There’s nothing more annoying than seeing a wrong answer in your mock test report and realizing — it was an easy one. You had done it a hundred times before. You knew the concept. And yet, there it is… red-marked and pulling your score down It makes you question your preparation, your memory, and sometimes, your confidence. But let’s get one thing clear from the start — if you’ve ever wondered why you get easy questions wrong in mocks, you’re not alone, and it’s not always about how much you know.
So, Why Do You Get Easy Questions Wrong in Mocks?
It’s not about forgetting the concept. It’s usually about how your brain behaves during the test. Let’s dig into some very real reasons:
1. Confidence Kills Accuracy (Sometimes)
When your brain sees a familiar pattern, it skips the need for full attention. You assume you’ve seen it all before. That’s when mistakes sneak in — a skipped line, a misunderstood unit, or a misread option. Confidence without caution is one of the biggest reasons why you get easy questions wrong in mocks.
2. Autopilot Mode = Danger
Mock after mock, your brain gets used to patterns. It starts treating similar questions the same way — without even reading them properly. This is especially risky in topics like Time-Speed-Distance, where one extra “more than” or “less than” can flip the entire logic.
3. Mental Fatigue is Real
You might begin the mock sharp and focused. But by the time you hit the 70th question, your brain’s tired. Decision-making weakens, even for easy problems. The result? You lose marks not because of tough questions, but because your mind’s too exhausted to catch the easy ones.
4. Rushing Because It’s “Easy”
This is common in Quant and Reasoning. You spot a question, think, “Oh, this will take 30 seconds,” and rush through it — only to miss a minus sign or take the wrong ratio. Rushing because a question looks easy is exactly why you get easy questions wrong in mocks.
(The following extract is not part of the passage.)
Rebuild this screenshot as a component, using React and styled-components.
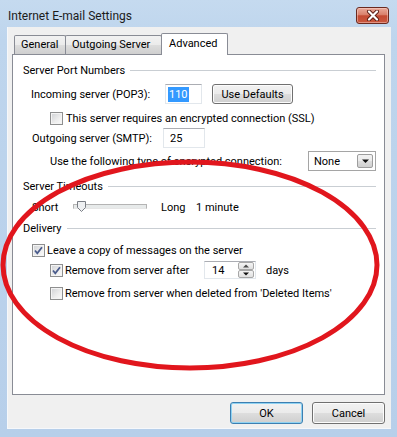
import styled, { createGlobalStyle } from "styled-components";

const GlobalStyle = createGlobalStyle`
  html, body {
    margin: 0;
    padding: 0;
  }
  body {
    width: 397px;
    height: 437px;
    overflow: hidden;
    font-family: Roboto, "Liberation Sans", sans-serif;
    font-size: 11px;
    color: #000;
  }
  * {
    box-sizing: border-box;
  }
`;

const Window = styled.div`
  position: relative;
  width: 397px;
  height: 437px;
  display: flex;
  flex-direction: column;
  padding: 0 6px 8px 7px;
  background: linear-gradient(180deg, #c5daef 0%, #bed5ed 40px, #b7cfea 100%);
`;

const TitleBar = styled.div`
  height: 27px;
  padding: 4px 2px 0 1px;
  display: flex;
  align-items: center;
  justify-content: space-between;
  span {
    font-size: 12px;
    color: #1b1b1b;
  }
`;

const CloseButton = styled.div`
  width: 33px;
  height: 17px;
  border: 1px solid #6a2a20;
  border-radius: 3px;
  background: linear-gradient(180deg, #e9aa9a 0%, #d9806c 45%, #c44a33 52%, #c9583f 100%);
  box-shadow: inset 0 0 0 1px rgba(255, 220, 210, 0.45);
  display: flex;
  align-items: center;
  justify-content: center;
`;

const Client = styled.div`
  flex: 1;
  display: flex;
  flex-direction: column;
  padding: 6px 7px 0 4px;
  background: #f0f0f0;
  border-left: 1px solid #f6f8fb;
  border-bottom: 1px solid #f6f8fb;
`;

const TabRow = styled.div`
  display: flex;
  align-items: flex-end;
  height: 21px;
  padding-left: 2px;
  position: relative;
  z-index: 1;
`;

const Tab = styled.div`
  width: ${(p) => p.$w}px;
  height: ${(p) => (p.$active ? 22 : 19)}px;
  margin-left: -1px;
  margin-bottom: ${(p) => (p.$active ? -1 : 0)}px;
  padding-left: ${(p) => (p.$active ? 7 : 6)}px;
  padding-top: ${(p) => (p.$active ? 3 : 2)}px;
  border: 1px solid #898c95;
  border-bottom: none;
  border-radius: 2px 2px 0 0;
  background: ${(p) =>
    p.$active ? "#fff" : "linear-gradient(180deg, #f2f2f2 0%, #ebebeb 50%, #dddddd 51%, #cfcfcf 100%)"};
  font-size: 11px;
  white-space: nowrap;
  &:first-child {
    margin-left: 0;
  }
`;

const Panel = styled.div`
  width: 373px;
  height: 341px;
  border: 1px solid #898c95;
  background: #fff;
  display: flex;
  flex-direction: column;
`;

const GroupHeader = styled.div`
  display: flex;
  align-items: center;
  height: 16px;
  margin-top: ${(p) => p.$mt}px;
  padding: 0 8px 0 10px;
  white-space: nowrap;
  &::after {
    content: "";
    flex: 1;
    height: 1px;
    margin-left: 5px;
    background: #c9ced3;
  }
`;

const Row = styled.div`
  display: flex;
  align-items: center;
  height: ${(p) => p.$h}px;
  margin-top: ${(p) => p.$mt}px;
  padding-left: ${(p) => p.$indent}px;
  white-space: nowrap;
`;

const Label = styled.span`
  display: inline-block;
  width: ${(p) => (p.$w ? `${p.$w}px` : "auto")};
  margin-left: ${(p) => p.$ml || 0}px;
  flex-shrink: 0;
`;

const TextBox = styled.div`
  width: ${(p) => p.$w}px;
  height: 20px;
  border: 1px solid #e2e7ec;
  border-top-color: #abadb3;
  display: flex;
  align-items: center;
  padding-left: ${(p) => p.$pl || 3}px;
  background: #fff;
  position: relative;
  flex-shrink: 0;
`;

const Selected = styled.span`
  background: #3399ff;
  color: #fff;
  padding: 1px 1px;
`;

const Button = styled.div`
  width: ${(p) => p.$w}px;
  height: ${(p) => p.$h}px;
  margin-left: ${(p) => p.$ml || 0}px;
  border: 1px solid ${(p) => (p.$default ? "#3c7fb1" : "#707070")};
  border-radius: 3px;
  background: linear-gradient(180deg, #f2f2f2 0%, #ebebeb 48%, #dddddd 52%, #cfcfcf 100%);
  box-shadow: inset 0 0 0 1px ${(p) => (p.$default ? "#8fd2f2" : "#fcfcfc")};
  display: flex;
  align-items: center;
  justify-content: center;
  flex-shrink: 0;
`;

const CheckBox = styled.div`
  width: 13px;
  height: 13px;
  border: 1px solid #8e8f8f;
  background: linear-gradient(135deg, #cfd1d4 0%, #eeeeee 60%, #fbfbfb 100%);
  box-shadow: inset 0 0 0 1px #f4f4f4;
  display: flex;
  align-items: center;
  justify-content: center;
  flex-shrink: 0;
  margin-right: ${(p) => p.$gap}px;
`;

const Combo = styled.div`
  width: 68px;
  height: 20px;
  margin-left: 0;
  border: 1px solid #a5a5a5;
  background: #fff;
  display: flex;
  align-items: center;
  justify-content: space-between;
  padding: 0 2px 0 5px;
  flex-shrink: 0;
`;

const ComboArrow = styled.div`
  width: 16px;
  height: 14px;
  border: 1px solid #9d9d9d;
  border-radius: 2px;
  background: linear-gradient(180deg, #f2f2f2 0%, #ebebeb 48%, #dddddd 52%, #cfcfcf 100%);
  display: flex;
  align-items: center;
  justify-content: center;
`;

const SpinBox = styled(TextBox)`
  height: 18px;
  padding-left: 7px;
  justify-content: space-between;
  padding-right: 1px;
`;

const SpinButtons = styled.div`
  display: flex;
  flex-direction: column;
  gap: 0;
`;

const SpinButton = styled.div`
  width: 16px;
  height: 8px;
  border: 1px solid #a7a7a7;
  border-radius: 2px;
  background: linear-gradient(180deg, #f5f5f5 0%, #e0e0e0 100%);
  display: flex;
  align-items: center;
  justify-content: center;
`;

const Slider = styled.div`
  position: relative;
  width: 74px;
  height: 16px;
  flex-shrink: 0;
  &::before {
    content: "";
    position: absolute;
    left: 0;
    right: 0;
    top: 5px;
    height: 3px;
    border: 1px solid #b4b4b4;
    border-bottom-color: #e6e6e6;
    background: #e7eaea;
  }
  svg {
    position: absolute;
    left: 4px;
    top: 2px;
  }
`;

const ButtonRow = styled.div`
  display: flex;
  justify-content: flex-end;
  gap: 9px;
  width: 373px;
  margin-top: 7px;
`;

const Ellipse = styled.svg`
  position: absolute;
  left: 0;
  top: 0;
  pointer-events: none;
`;

function Check({ checked, gap = 2 }) {
  return (
    <CheckBox $gap={gap}>
      {checked && (
        <svg width="11" height="11" viewBox="0 0 11 11">
          <path d="M2 5.5 L4.3 8.3 L9 2.2" fill="none" stroke="#4a5c8c" strokeWidth="1.8" />
        </svg>
      )}
    </CheckBox>
  );
}

function Triangle({ up, size = 7 }) {
  return (
    <svg width={size} height={size / 2 + 1} viewBox="0 0 8 5">
      <path d={up ? "M0 4.5 L4 0.5 L8 4.5 Z" : "M0 0.5 L4 4.5 L8 0.5 Z"} fill={up ? "#4a4a4a" : "#111"} />
    </svg>
  );
}

export default function App() {
  return (
    <>
      <GlobalStyle />
      <Window>
        <TitleBar>
          <span>Internet E-mail Settings</span>
          <CloseButton>
            <svg width="14" height="11" viewBox="0 0 14 11">
              <path d="M3 1.5 L11 9.5 M11 1.5 L3 9.5" stroke="#5a1c14" strokeWidth="4" strokeLinecap="round" />
              <path d="M3 1.5 L11 9.5 M11 1.5 L3 9.5" stroke="#fff" strokeWidth="2.2" strokeLinecap="round" />
            </svg>
          </CloseButton>
        </TitleBar>
        <Client>
          <TabRow>
            <Tab $w={52}>General</Tab>
            <Tab $w={97}>Outgoing Server</Tab>
            <Tab $w={67} $active>Advanced</Tab>
          </TabRow>
          <Panel>
            <GroupHeader $mt={7}>Server Port Numbers</GroupHeader>
            <Row $h={20} $mt={6} $indent={18}>
              <Label $w={134}>Incoming server (POP3):</Label>
              <TextBox $w={37} $pl={2}>
                <Selected>110</Selected>
              </TextBox>
              <Button $w={81} $h={20} $ml={10}>Use Defaults</Button>
            </Row>
            <Row $h={14} $mt={7} $indent={37}>
              <Check gap={3} />
              <Label>This server requires an encrypted connection (SSL)</Label>
            </Row>
            <Row $h={20} $mt={3} $indent={19}>
              <Label $w={131}>Outgoing server (SMTP):</Label>
              <TextBox $w={42} $pl={6}>25</TextBox>
            </Row>
            <Row $h={20} $mt={3} $indent={37}>
              <Label $w={258}>Use the following type of encrypted connection:</Label>
              <Combo>
                <span>None</span>
                <ComboArrow>
                  <Triangle />
                </ComboArrow>
              </Combo>
            </Row>
            <GroupHeader $mt={7}>Server Timeouts</GroupHeader>
            <Row $h={16} $mt={5} $indent={19}>
              <Label $w={41}>Short</Label>
              <Slider>
                <svg width="9" height="11" viewBox="0 0 9 11">
                  <path d="M0.5 0.5 H8.5 V6.5 L4.5 10.5 L0.5 6.5 Z" fill="#eef0f2" stroke="#7b7f86" />
                </svg>
              </Slider>
              <Label $w={35} $ml={14}>Long</Label>
              <Label>1 minute</Label>
            </Row>
            <GroupHeader $mt={5}>Delivery</GroupHeader>
            <Row $h={14} $mt={7} $indent={19}>
              <Check checked gap={2} />
              <Label>Leave a copy of messages on the server</Label>
            </Row>
            <Row $h={18} $mt={4} $indent={37}>
              <Check checked gap={2} />
              <Label $w={139}>Remove from server after</Label>
              <SpinBox $w={52}>
                <span>14</span>
                <SpinButtons>
                  <SpinButton>
                    <Triangle up size={6} />
                  </SpinButton>
                  <SpinButton>
                    <Triangle size={6} />
                  </SpinButton>
                </SpinButtons>
              </SpinBox>
              <Label $ml={10}>days</Label>
            </Row>
            <Row $h={14} $mt={7} $indent={37}>
              <Check gap={2} />
              <Label>Remove from server when deleted from 'Deleted Items'</Label>
            </Row>
          </Panel>
          <ButtonRow>
            <Button $w={73} $h={22} $default>
              OK
            </Button>
            <Button $w={73} $h={22}>
              Cancel
            </Button>
          </ButtonRow>
        </Client>
        <Ellipse width="397" height="437" viewBox="0 0 397 437">
          <ellipse cx="190" cy="265" rx="187" ry="103" fill="none" stroke="#e1161d" strokeWidth="5" />
        </Ellipse>
      </Window>
    </>
  );
}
How to Fix It (With Techniques That Actually Work)
Enough theory. Let’s talk about real, field-tested fixes that have helped serious aspirants stop throwing away marks on basic errors.
1. Create a “Silly Mistake Logbook”
After each mock, note down every easy question you got wrong. Write the topic, question type, and — most importantly — what caused the mistake: misread, calculation, skipped line, etc. Within 3–4 mocks, patterns emerge. That’s where you attack.
2. Pause Every 10 Questions
This sounds too simple to matter — but it works. Every 10 questions, take a 5-second mental reset. Look away from the screen, take a deep breath. This helps you re-enter focus mode and reduces autopilot errors drastically.
3. Re-attempt Only Your “Should’ve Got Right” Questions
Don’t waste time redoing the whole mock. Just isolate the ones where you knew the concept but still got it wrong. Solve those again — on paper — slowly. This retrains your brain to be careful where it tends to be casual.
4. Train Yourself With “No Error Allowed” Sessions
Take 10 basic questions from any topic and solve them with just one rule: if you make one mistake, start over. This isn’t about score — it’s about habit-building. It rewires your brain to stop treating easy questions lightly.
5. Slow Down On What Looks Familiar
If a question looks “too easy,” that’s your trigger to slow down — not speed up. Read it twice. Match units. Double-check conditions. The extra 10 seconds will save you the -0.5 penalty and, in SSC exams, that margin is gold.
Final Thoughts!
The truth is, most SSC aspirants lose marks not on the hard stuff, but on things they thought were already mastered. And that’s the trick — why you get easy questions wrong in mocks isn’t about preparation, it’s about execution. Precision. Awareness.
Fix this, and your mock scores will jump even without touching a single new topic.
Because sometimes, the smartest way to level up isn’t by adding — but by subtracting the unnecessary losses.